Technological Advances and Future Outlook

The landscape of peak load control is rapidly evolving, driven by digitization, artificial intelligence (AI), and advanced power electronics. Smart grids equipped with phasor measurement units (PMUs) and advanced sensors provide unprecedented visibility into system dynamics. AI—particularly deep reinforcement learning—is being applied to real-time control of resources, learning optimal policies from historical and simulated data. For example, an AI-based controller can learn to dispatch storage and flexible loads in response to volatile prices better than traditional optimization.

Another transformative trend is the integration of electric vehicles (EVs) as distributed energy resources. With vehicle-to-grid (V2G) capability, EV batteries can discharge to support the grid during peaks. Optimal control of EV charging and discharging requires coordination across millions of assets, a challenge being addressed with cloud-based aggregation platforms. The Federal Energy Regulatory Commission (FERC) has highlighted the importance of interoperability standards to enable such systems.

Looking forward, the concept of “grid-edge intelligence” will shift control closer to end-users.
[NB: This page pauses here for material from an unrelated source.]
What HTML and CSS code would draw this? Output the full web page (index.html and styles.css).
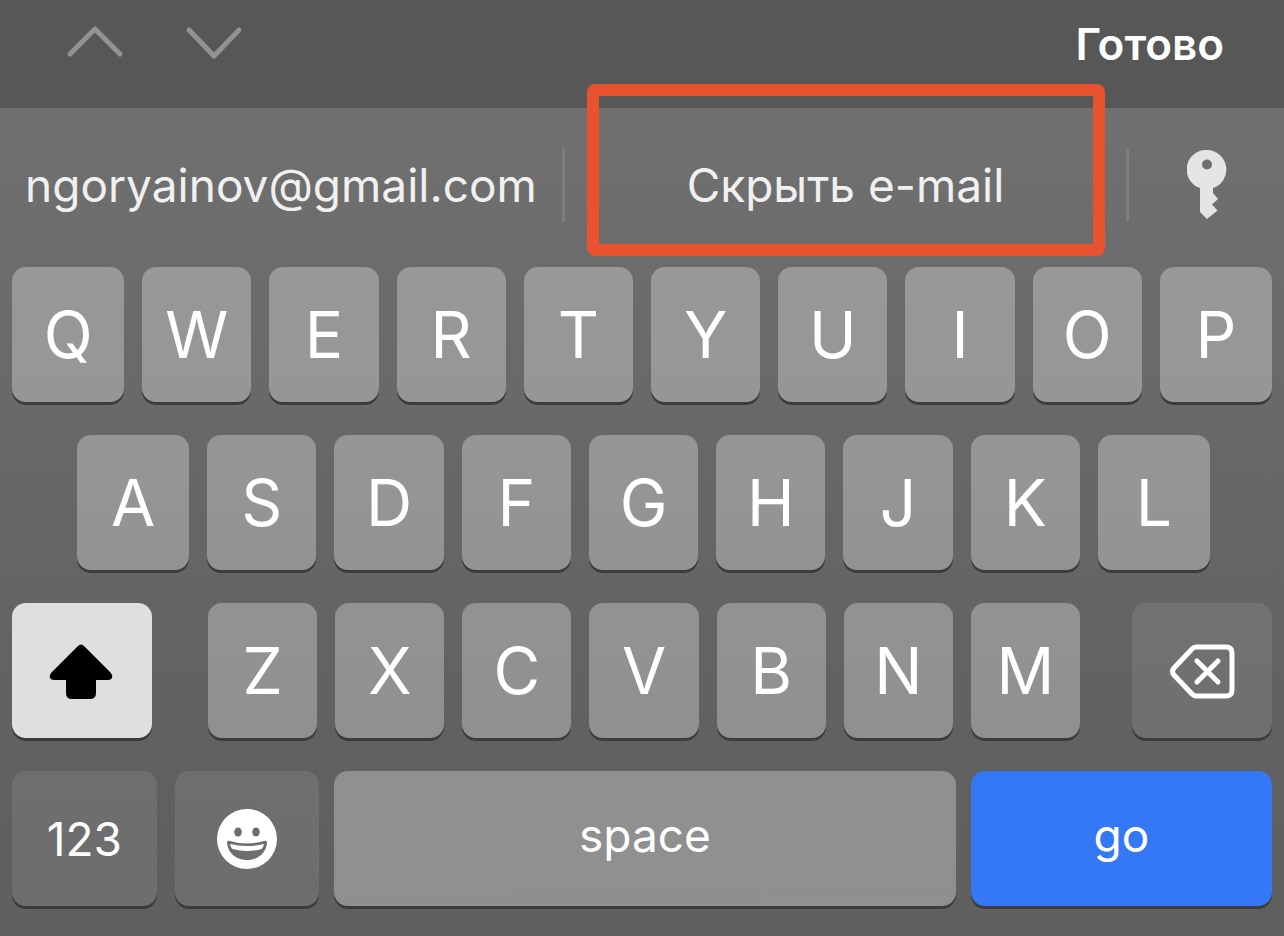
FILE: index.html
```html
<!DOCTYPE html>
<html lang="ru">
<head>
<meta charset="UTF-8">
<meta name="viewport" content="width=device-width, initial-scale=1.0">
<title>Клавиатура</title>
<link rel="stylesheet" href="styles.css">
</head>
<body>

<div class="toolbar">
    <div class="arrows">
        <button type="button" class="arrow" aria-label="Назад">
            <svg width="60" height="40" viewBox="0 0 60 40"><path d="M5 30 L30 5 L55 30"/></svg>
        </button>
        <button type="button" class="arrow" aria-label="Вперёд">
            <svg width="60" height="40" viewBox="0 0 60 40"><path d="M5 6 L30 32 L55 6"/></svg>
        </button>
    </div>
    <button type="button" class="done">Готово</button>
</div>

<div class="keyboard">
    <div class="suggestions">
        <button type="button" class="suggestion">ngoryainov@gmail.com</button>
        <span class="divider"></span>
        <button type="button" class="suggestion highlighted">Скрыть e-mail</button>
        <span class="divider"></span>
        <button type="button" class="suggestion" aria-label="Пароли">
            <svg width="40" height="70" viewBox="0 0 40 70">
                <path fill="#e4e4e4" fill-rule="evenodd" d="M20 0 A19.5 19.5 0 0 1 26 38 V43 L31 49 L25 54.500 L30.500 60.500 L20 69 L13 62 V38 A19.500 19.500 0 0 1 20 0 Z M20 9.500 A5 5 0 1 0 20 19.500 A5 5 0 1 0 20 9.500 Z"/>
            </svg>
        </button>
    </div>

    <div class="keys">
        <div class="row row-top">
            <button type="button" class="key">Q</button>
            <button type="button" class="key">W</button>
            <button type="button" class="key">E</button>
            <button type="button" class="key">R</button>
            <button type="button" class="key">T</button>
            <button type="button" class="key">Y</button>
            <button type="button" class="key">U</button>
            <button type="button" class="key">I</button>
            <button type="button" class="key">O</button>
            <button type="button" class="key">P</button>
        </div>

        <div class="row row-middle">
            <button type="button" class="key">A</button>
            <button type="button" class="key">S</button>
            <button type="button" class="key">D</button>
            <button type="button" class="key">F</button>
            <button type="button" class="key">G</button>
            <button type="button" class="key">H</button>
            <button type="button" class="key">J</button>
            <button type="button" class="key">K</button>
            <button type="button" class="key">L</button>
        </div>

        <div class="row row-shift">
            <button type="button" class="key shift" aria-label="Shift">
                <svg width="66" height="56" viewBox="0 0 66 56">
                    <path d="M29 3 Q32 0 35 3 L62 30 Q64 33 63 35 Q62 37 59 37 H47 V50 Q47 56 41 56 H23 Q17 56 17 50 V37 H5 Q2 37 1 35 Q0 33 2 30 Z"/>
                </svg>
            </button>
            <div class="row letters">
                <button type="button" class="key">Z</button>
                <button type="button" class="key">X</button>
                <button type="button" class="key">C</button>
                <button type="button" class="key">V</button>
                <button type="button" class="key">B</button>
                <button type="button" class="key">N</button>
                <button type="button" class="key">M</button>
            </div>
            <button type="button" class="key dark" aria-label="Delete">
                <svg width="66" height="56" viewBox="0 0 66 56" fill="none" stroke="#fff" stroke-width="5" stroke-linecap="round" stroke-linejoin="round">
                    <path d="M27 4 H57 Q63 4 63 10 V47 Q63 53 57 53 H27 Q25 53 23 51 L5 32 Q2 28.500 5 25 L23 6 Q25 4 27 4 Z"/>
                    <path d="M28 18 L49 39 M49 18 L28 39"/>
                </svg>
            </button>
        </div>

        <div class="row row-bottom">
            <div class="row">
                <button type="button" class="key dark word">123</button>
                <button type="button" class="key dark" aria-label="Emoji">
                    <svg width="60" height="60" viewBox="0 0 60 60">
                        <circle cx="30" cy="30" r="30" fill="#fff"/>
                        <g fill="#6e6e70">
                            <ellipse cx="21" cy="23" rx="3.800" ry="4.500"/>
                            <ellipse cx="39" cy="23" rx="3.800" ry="4.500"/>
                            <path d="M10 34 Q10 31 13 32 Q30 37 47 32 Q50 31 50 34 C49 44 41 51 30 51 C19 51 11 44 10 34 Z"/>
                        </g>
                        <path fill="#fff" d="M13 35 Q30 39 47 35 Q46.500 38.500 44.500 40 Q30 44 15.500 40 Q13.500 38.500 13 35 Z"/>
                    </svg>
                </button>
            </div>
            <button type="button" class="key word raised">space</button>
            <button type="button" class="key word raised go">go</button>
        </div>
    </div>
</div>

</body>
</html>
```

FILE: styles.css
```css
* {
    box-sizing: border-box;
}

body {
    margin: 0;
    font-family: Inter, "Liberation Sans", sans-serif;
    background: #575757;
    color: #fff;
}

button {
    margin: 0;
    padding: 0;
    border: none;
    background: none;
    color: inherit;
    font-family: inherit;
    cursor: pointer;
}

svg {
    display: block;
}

.toolbar {
    display: flex;
    justify-content: space-between;
    align-items: center;
    height: 108px;
    padding: 0 60px 20px 65px;
}

.arrows {
    display: flex;
    gap: 59px;
}

.arrow path {
    fill: none;
    stroke: #929292;
    stroke-width: 5;
    stroke-linecap: round;
    stroke-linejoin: round;
}

.done {
    font-size: 44px;
    font-weight: 600;
}

.keyboard {
    background: linear-gradient(#707070, #686868 40%, #616162 75%, #5f5f5f);
}

.suggestions {
    display: grid;
    grid-template-columns: 562fr 3px 561fr 3px 155fr;
    align-items: center;
    height: 159px;
}

.suggestion {
    display: flex;
    justify-content: center;
    align-items: center;
    height: 100%;
    padding-bottom: 6px;
    color: #f0f0f0;
    font-size: 46px;
    font-weight: 400;
    white-space: nowrap;
}

.divider {
    height: 74px;
    margin-bottom: 6px;
    border-radius: 2px;
    background: #7e7e7e;
}

/* frame drawn around the "hide e-mail" option */
.highlighted {
    position: relative;
}

.highlighted::after {
    content: "";
    position: absolute;
    top: -24px;
    right: 21px;
    bottom: 11px;
    left: 22px;
    border: 12px solid #e9522f;
    border-radius: 8px;
}

.keys {
    display: flex;
    flex-direction: column;
    gap: 33px;
    padding: 0 12px 30px;
}

.row {
    display: flex;
    gap: 18px;
}

.key {
    display: flex;
    flex: 109;
    justify-content: center;
    align-items: center;
    height: 135px;
    border-radius: 14px;
    background: rgba(255, 255, 255, 0.3);
    box-shadow: 0 3px 0 #3c3c3c;
    font-size: 64px;
    font-weight: 400;
}

.row-middle {
    padding: 0 62px 0 65px;
}

/* the outer keys are a bit wider */
.row-top .key:first-child,
.row-top .key:last-child,
.row-middle .key:first-child,
.row-middle .key:last-child {
    flex-grow: 112;
}

.row-shift {
    display: grid;
    grid-template-columns: 140fr 876fr 140fr;
    gap: 52px;
}

.letters {
    padding-left: 4px;
}

.row-bottom {
    display: grid;
    grid-template-columns: 307fr 621fr 301fr;
    gap: 15px;
}

.dark {
    background: rgba(255, 255, 255, 0.09);
}

.shift {
    background: #dfdfe0;
}

.word {
    font-size: 46px;
}

.raised {
    padding-bottom: 8px;
}

.go {
    background: #3478f6;
}
```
Decentralized optimization algorithms, such as consensus-based or auction mechanisms, allow distribution-level resources to self-organize while aligning with system-wide objectives. Research is also advancing into quantum computing for solving complex unit commitment problems that are intractable for classical computers. As the penetration of variable renewables and flexible loads increases, the need for robust, scalable, and adaptive optimal control will only intensify. The grid of the future will rely on a symphony of controls—from centralized SCADA to distributed ledger-based transactions—all orchestrated to navigate peak loads with resilience and efficiency.